### PROBLEM DETAILS
Find how many lines hold the word "components" and give that number only.

----------

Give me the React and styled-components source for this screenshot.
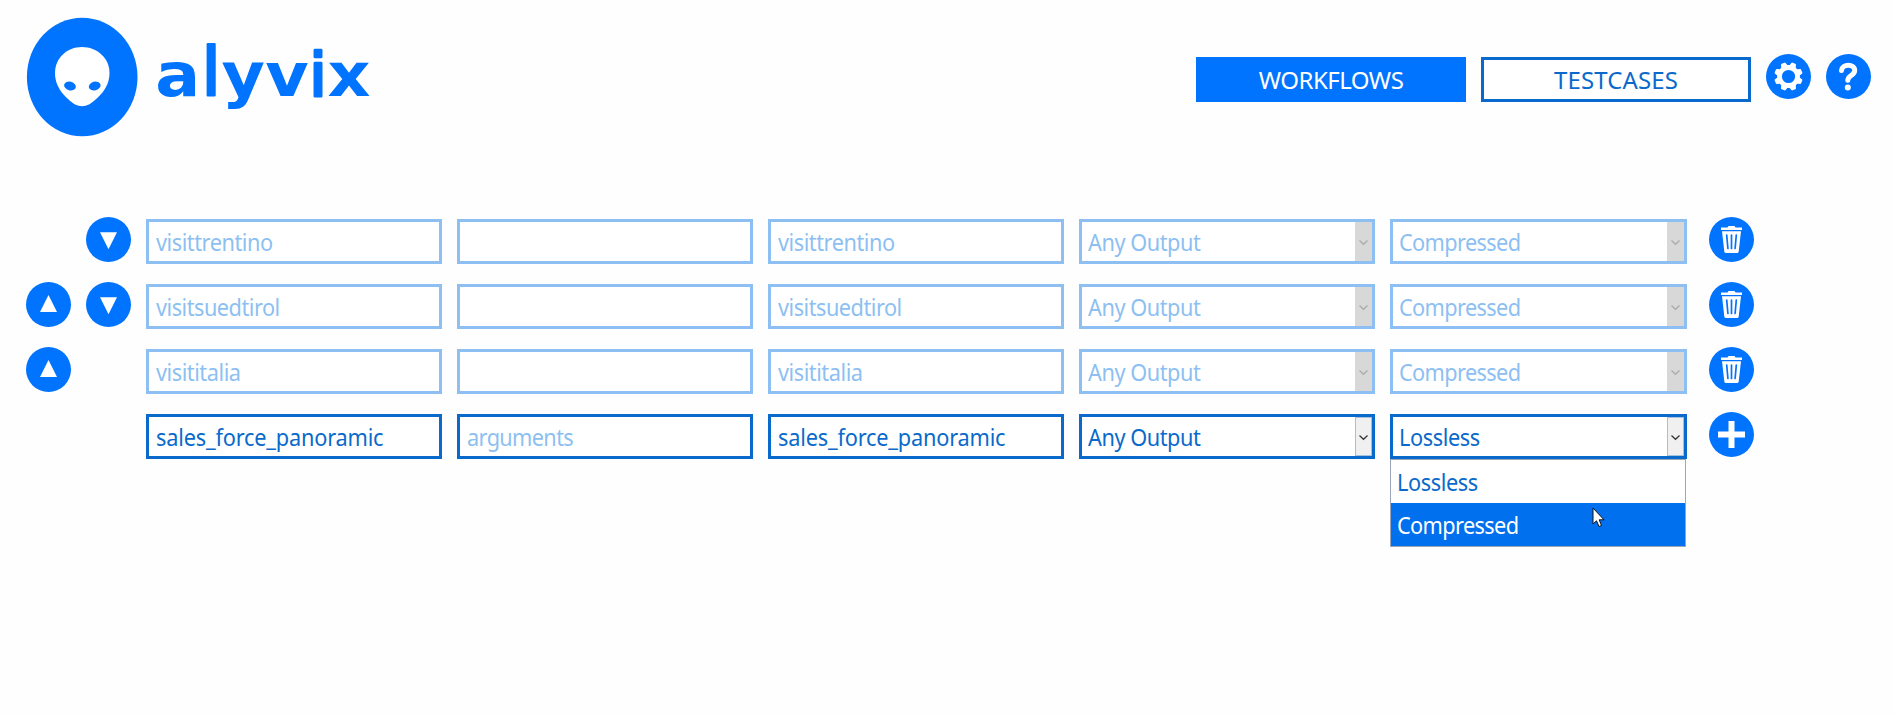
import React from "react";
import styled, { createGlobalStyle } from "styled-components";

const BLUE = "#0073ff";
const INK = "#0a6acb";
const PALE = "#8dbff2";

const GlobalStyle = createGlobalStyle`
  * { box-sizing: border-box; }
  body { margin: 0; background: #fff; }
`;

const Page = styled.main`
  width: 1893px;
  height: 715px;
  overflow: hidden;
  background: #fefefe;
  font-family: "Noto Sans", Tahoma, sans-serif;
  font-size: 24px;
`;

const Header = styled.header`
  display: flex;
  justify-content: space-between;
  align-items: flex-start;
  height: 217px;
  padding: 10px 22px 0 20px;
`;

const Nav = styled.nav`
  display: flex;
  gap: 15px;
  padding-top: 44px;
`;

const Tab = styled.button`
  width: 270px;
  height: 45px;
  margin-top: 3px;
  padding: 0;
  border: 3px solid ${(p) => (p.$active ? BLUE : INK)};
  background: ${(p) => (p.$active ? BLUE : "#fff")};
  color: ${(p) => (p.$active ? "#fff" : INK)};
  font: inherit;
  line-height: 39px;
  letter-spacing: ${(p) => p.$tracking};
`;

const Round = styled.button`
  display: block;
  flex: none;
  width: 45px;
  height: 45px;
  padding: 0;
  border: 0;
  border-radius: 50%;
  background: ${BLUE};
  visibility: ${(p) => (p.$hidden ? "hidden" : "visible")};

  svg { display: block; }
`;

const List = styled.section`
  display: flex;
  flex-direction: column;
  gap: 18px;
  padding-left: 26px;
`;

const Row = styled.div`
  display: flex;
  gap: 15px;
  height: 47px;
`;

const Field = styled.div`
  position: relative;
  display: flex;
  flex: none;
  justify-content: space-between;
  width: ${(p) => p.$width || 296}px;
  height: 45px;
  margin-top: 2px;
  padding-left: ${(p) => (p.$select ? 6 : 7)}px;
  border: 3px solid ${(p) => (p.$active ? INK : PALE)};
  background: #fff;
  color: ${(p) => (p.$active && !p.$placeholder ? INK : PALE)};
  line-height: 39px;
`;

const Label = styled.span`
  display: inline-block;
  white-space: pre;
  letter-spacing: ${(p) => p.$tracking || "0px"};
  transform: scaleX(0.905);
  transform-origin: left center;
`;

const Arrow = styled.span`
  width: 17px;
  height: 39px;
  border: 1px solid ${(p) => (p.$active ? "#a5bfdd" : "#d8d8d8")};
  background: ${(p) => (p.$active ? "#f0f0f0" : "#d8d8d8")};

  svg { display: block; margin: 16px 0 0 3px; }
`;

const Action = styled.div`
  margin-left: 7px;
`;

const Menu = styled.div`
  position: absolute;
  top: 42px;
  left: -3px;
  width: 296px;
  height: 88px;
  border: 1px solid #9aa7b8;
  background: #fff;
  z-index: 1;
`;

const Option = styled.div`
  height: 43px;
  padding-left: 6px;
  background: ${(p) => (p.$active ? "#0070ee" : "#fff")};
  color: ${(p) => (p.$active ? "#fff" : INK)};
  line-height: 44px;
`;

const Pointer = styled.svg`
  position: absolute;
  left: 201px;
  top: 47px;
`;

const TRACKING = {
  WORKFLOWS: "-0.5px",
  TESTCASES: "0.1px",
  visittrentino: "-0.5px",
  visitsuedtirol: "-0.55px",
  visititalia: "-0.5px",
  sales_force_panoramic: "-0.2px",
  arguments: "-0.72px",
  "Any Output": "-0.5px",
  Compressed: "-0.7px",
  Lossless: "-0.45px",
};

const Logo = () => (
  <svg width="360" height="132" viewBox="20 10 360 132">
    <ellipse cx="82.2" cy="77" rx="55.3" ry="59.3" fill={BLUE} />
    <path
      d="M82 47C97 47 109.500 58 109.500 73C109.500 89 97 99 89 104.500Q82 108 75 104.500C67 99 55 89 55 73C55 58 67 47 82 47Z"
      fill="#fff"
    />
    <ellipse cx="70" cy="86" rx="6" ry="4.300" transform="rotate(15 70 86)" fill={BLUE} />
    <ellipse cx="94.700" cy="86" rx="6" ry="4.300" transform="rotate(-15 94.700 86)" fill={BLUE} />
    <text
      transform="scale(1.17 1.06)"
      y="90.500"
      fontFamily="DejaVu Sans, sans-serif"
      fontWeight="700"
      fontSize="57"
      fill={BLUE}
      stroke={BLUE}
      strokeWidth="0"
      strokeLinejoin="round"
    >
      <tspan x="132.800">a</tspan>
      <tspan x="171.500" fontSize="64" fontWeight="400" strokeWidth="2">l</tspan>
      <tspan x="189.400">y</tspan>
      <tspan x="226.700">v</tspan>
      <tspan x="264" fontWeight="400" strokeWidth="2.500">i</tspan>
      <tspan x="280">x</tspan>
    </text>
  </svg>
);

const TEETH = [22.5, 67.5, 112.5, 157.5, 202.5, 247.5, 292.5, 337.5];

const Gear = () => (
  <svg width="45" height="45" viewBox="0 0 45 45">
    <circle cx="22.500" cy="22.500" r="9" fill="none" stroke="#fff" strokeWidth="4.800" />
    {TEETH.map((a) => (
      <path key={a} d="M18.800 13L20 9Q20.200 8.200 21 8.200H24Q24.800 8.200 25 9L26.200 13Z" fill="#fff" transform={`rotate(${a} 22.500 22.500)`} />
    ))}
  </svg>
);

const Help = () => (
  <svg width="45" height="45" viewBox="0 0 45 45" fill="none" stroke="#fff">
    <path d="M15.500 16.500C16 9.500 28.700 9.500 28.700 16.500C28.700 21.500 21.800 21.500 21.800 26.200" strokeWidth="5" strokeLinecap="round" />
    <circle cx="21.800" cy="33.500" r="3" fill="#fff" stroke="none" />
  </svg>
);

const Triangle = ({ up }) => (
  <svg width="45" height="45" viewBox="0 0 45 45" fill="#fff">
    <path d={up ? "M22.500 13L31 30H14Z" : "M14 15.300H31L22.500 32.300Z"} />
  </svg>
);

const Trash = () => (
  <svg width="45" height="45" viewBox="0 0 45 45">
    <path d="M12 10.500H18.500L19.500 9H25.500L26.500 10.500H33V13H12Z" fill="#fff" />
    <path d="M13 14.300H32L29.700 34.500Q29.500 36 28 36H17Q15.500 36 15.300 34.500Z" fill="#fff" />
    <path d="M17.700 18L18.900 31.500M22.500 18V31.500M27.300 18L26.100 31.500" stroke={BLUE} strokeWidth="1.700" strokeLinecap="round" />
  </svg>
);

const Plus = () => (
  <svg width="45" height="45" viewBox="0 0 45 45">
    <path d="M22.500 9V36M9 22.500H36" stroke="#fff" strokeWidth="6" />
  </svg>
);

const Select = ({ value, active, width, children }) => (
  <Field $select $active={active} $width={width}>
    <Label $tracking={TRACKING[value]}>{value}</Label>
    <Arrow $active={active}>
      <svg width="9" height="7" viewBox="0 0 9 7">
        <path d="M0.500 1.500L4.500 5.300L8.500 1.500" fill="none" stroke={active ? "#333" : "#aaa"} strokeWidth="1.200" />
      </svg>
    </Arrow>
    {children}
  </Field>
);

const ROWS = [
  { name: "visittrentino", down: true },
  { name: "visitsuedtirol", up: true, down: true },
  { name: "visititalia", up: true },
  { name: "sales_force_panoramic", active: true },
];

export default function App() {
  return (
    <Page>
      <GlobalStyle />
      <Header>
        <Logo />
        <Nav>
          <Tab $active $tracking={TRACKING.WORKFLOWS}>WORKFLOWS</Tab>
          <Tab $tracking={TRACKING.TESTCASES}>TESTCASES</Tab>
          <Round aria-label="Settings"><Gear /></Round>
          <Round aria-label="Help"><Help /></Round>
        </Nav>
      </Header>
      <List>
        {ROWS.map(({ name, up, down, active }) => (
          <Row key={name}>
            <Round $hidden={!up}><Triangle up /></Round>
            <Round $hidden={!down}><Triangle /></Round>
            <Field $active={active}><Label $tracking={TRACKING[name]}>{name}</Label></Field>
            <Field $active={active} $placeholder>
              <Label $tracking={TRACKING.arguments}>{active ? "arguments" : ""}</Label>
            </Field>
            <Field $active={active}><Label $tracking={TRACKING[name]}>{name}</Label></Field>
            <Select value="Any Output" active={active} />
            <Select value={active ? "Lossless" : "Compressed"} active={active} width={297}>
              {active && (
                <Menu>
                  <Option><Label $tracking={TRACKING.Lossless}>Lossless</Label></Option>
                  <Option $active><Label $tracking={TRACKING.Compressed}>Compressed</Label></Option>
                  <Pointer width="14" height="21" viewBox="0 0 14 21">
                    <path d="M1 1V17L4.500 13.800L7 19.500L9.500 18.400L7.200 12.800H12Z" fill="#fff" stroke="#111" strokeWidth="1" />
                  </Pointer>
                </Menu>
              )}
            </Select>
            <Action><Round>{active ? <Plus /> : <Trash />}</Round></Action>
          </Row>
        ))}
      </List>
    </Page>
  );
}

----------

### SOLUTION TO THE PROBLEM
2